We see the historical fulfilment in the fate of the nation. ‘His blood be upon us and upon our children.’

We have a truth applying universally that antagonism to Him is self-destructive.

Two forms of destruction are here named. There is a slow decay going on in the opponents and their opposition, as a garment waxing old, and there is a being fretted away by the imperceptible working of external causes, as by gnawing moths.

Applied to persons. To opposing systems.

How many antagonists the Gospel has had, and one after another has been antiquated, and their books are only known because fragments of them are preserved in Christian writings. Paganism is gone from Europe, and its idols are in our museums. Each generation has its own phase of opposition, which lasts for a little while. The mists round the sun melt, the clouds piled in the north, surging up to bury it beneath their banks, are dissipated. The sea roars and smashes on the cliffs, but it ebbs and calms. Some of us have seen more than one school of thought which came to the assault of Christianity, with colours flying and drums rattling, defeated utterly and forgotten, and so it will always be.

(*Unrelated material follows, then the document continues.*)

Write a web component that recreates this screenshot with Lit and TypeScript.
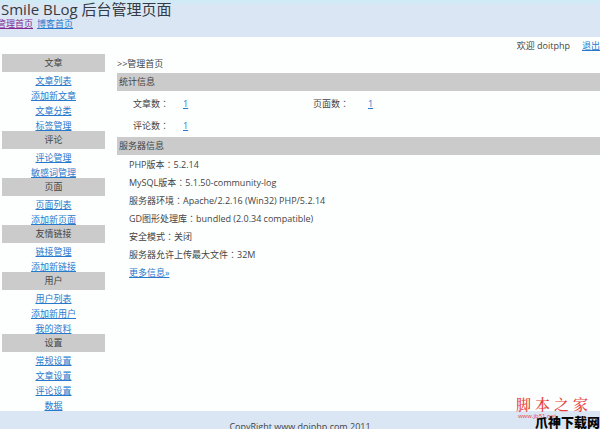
import { LitElement, html, css } from "lit";
import { customElement } from "lit/decorators.js";

interface Group {
  title: string;
  links: string[];
}

const GROUPS: Group[] = [
  { title: "文章", links: ["文章列表", "添加新文章", "文章分类", "标签管理"] },
  { title: "评论", links: ["评论管理", "敏感词管理"] },
  { title: "页面", links: ["页面列表", "添加新页面"] },
  { title: "友情链接", links: ["链接管理", "添加新链接"] },
  { title: "用户", links: ["用户列表", "添加新用户", "我的资料"] },
  { title: "设置", links: ["常规设置", "文章设置", "评论设置", "数据"] },
];

const STATS = ["文章数", "页面数", "评论数"];

const SERVER: [string, string][] = [
  ["PHP版本", "5.2.14"],
  ["MySQL版本", "5.1.50-community-log"],
  ["服务器环境", "Apache/2.2.16 (Win32) PHP/5.2.14"],
  ["GD图形处理库", "bundled (2.0.34 compatible)"],
  ["安全模式", "关闭"],
  ["服务器允许上传最大文件", "32M"],
];

// The Traditional Chinese face centres the full-width colon in its cell.
const colon = html`<span class="colon">：</span>`;

@customElement("app-root")
export class AppRoot extends LitElement {
  static styles = css`
    :host {
      display: block;
      position: relative;
      height: 100vh;
      overflow: hidden;
      background: #dae6f4;
      color: #444;
      font: 9px/18px "Open Sans", "Noto Sans CJK SC", sans-serif;
    }
    h1, h2, ul, p {
      margin: 0;
      padding: 0;
      font-size: inherit;
      font-weight: normal;
      list-style: none;
    }
    a {
      color: #2878cc;
      text-decoration: underline;
    }
    .colon {
      font-family: "Noto Sans CJK TC", sans-serif;
      line-height: 1;
    }
    header {
      height: 37px;
      background: linear-gradient(#cdecf6, #dae6f4 6px);
    }
    h1 {
      padding-left: 1px;
      font-size: 15px;
      line-height: 18px;
      color: #333b44;
    }
    .top {
      display: flex;
      gap: 4px;
      margin-left: -3px;
      line-height: 12px;
    }
    .top .visited {
      color: #83298f;
    }
    .page {
      background: #fdfffe;
    }
    .user {
      display: flex;
      justify-content: flex-end;
      gap: 12px;
      height: 17px;
    }
    .columns {
      display: flex;
      gap: 12px;
      padding-left: 2px;
    }
    nav.side {
      flex: none;
      width: 103px;
      text-align: center;
    }
    .group {
      margin-bottom: -2px;
    }
    .group ul {
      padding-top: 1px;
    }
    .group li {
      line-height: 15px;
    }
    h2 {
      background: #cbcbcb;
    }
    main {
      flex: 1;
      min-width: 0;
    }
    main h2 {
      padding-left: 2px;
    }
    .crumb {
      padding-top: 1px;
    }
    .stats {
      display: grid;
      grid-template-columns: 50px 130px 55px 1fr;
      padding: 2px 0 1px 16px;
      line-height: 21px;
      row-gap: 1px;
    }
    .info {
      padding: 1px 0 0 12px;
    }
    footer {
      padding-top: 7px;
      text-align: center;
    }
    .mark {
      position: absolute;
      right: 12px;
      bottom: 9px;
      display: flex;
      flex-direction: column;
      color: #e8413c;
    }
    .seal {
      display: flex;
      gap: 4px;
      font: 600 15px/18px "Noto Serif CJK SC", "Noto Sans CJK SC", serif;
      font-weight: 500;
    }
    .site {
      font-size: 6px;
      line-height: 7px;
      padding-left: 2px;
    }
    .brand {
      position: absolute;
      right: 0;
      bottom: 0;
      color: #080808;
      font: 900 13px/15px "Noto Sans CJK SC", sans-serif;
    }
  `;

  render() {
    return html`
      <header>
        <h1>Smile BLog 后台管理页面</h1>
        <nav class="top">
          <a class="visited" href="#">管理首页</a>
          <a href="#">博客首页</a>
        </nav>
      </header>
      <div class="page">
        <div class="user"><span>欢迎 doitphp</span><a href="#">退出</a></div>
        <div class="columns">
          <nav class="side">
            ${GROUPS.map(
              (g) => html`<section class="group">
                <h2>${g.title}</h2>
                <ul>
                  ${g.links.map((l) => html`<li><a href="#">${l}</a></li>`)}
                </ul>
              </section>`
            )}
          </nav>
          <main>
            <p class="crumb">&gt;&gt;管理首页</p>
            <h2>统计信息</h2>
            <div class="stats">
              ${STATS.map(
                (s) => html`<span>${s}${colon}</span><span><a href="#">1</a></span>`
              )}
            </div>
            <h2>服务器信息</h2>
            <ul class="info">
              ${SERVER.map(([k, v]) => html`<li>${k}${colon}${v}</li>`)}
              <li><a href="#">更多信息»</a></li>
            </ul>
          </main>
        </div>
      </div>
      <footer>CopyRight www.doiphp.com 2011</footer>
      <div class="mark">
        <div class="seal"><span>脚</span><span>本</span><span>之</span><span>家</span></div>
        <div class="site">www.jb51.net</div>
      </div>
      <div class="brand">爪神下载网</div>
    `;
  }
}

One may be sure that each enemy in turn will descend to the oblivion that has already received so many, and can imagine these beaten foes rising from their seats to welcome the newcomer with the sad greeting: ‘Art thou also become weak as we? art thou become like unto us?’

We are ‘justified’ in His ‘justification.’

The real connection between us and Christ by faith, makes our justification to be involved in His, so that it is no mere accommodation but a profound perception of the real relation between Christ and us, when Paul, in Romans viii. 34, triumphantly claims the words of our text for Christ’s disciples, and rings out their challenge on behalf of all believers: ‘It is God that justifieth, who is he that condemneth?’

Do you trust in Christ? Then you too can dare to say: ‘The Lord God will help me; who is he that shall condemn me?’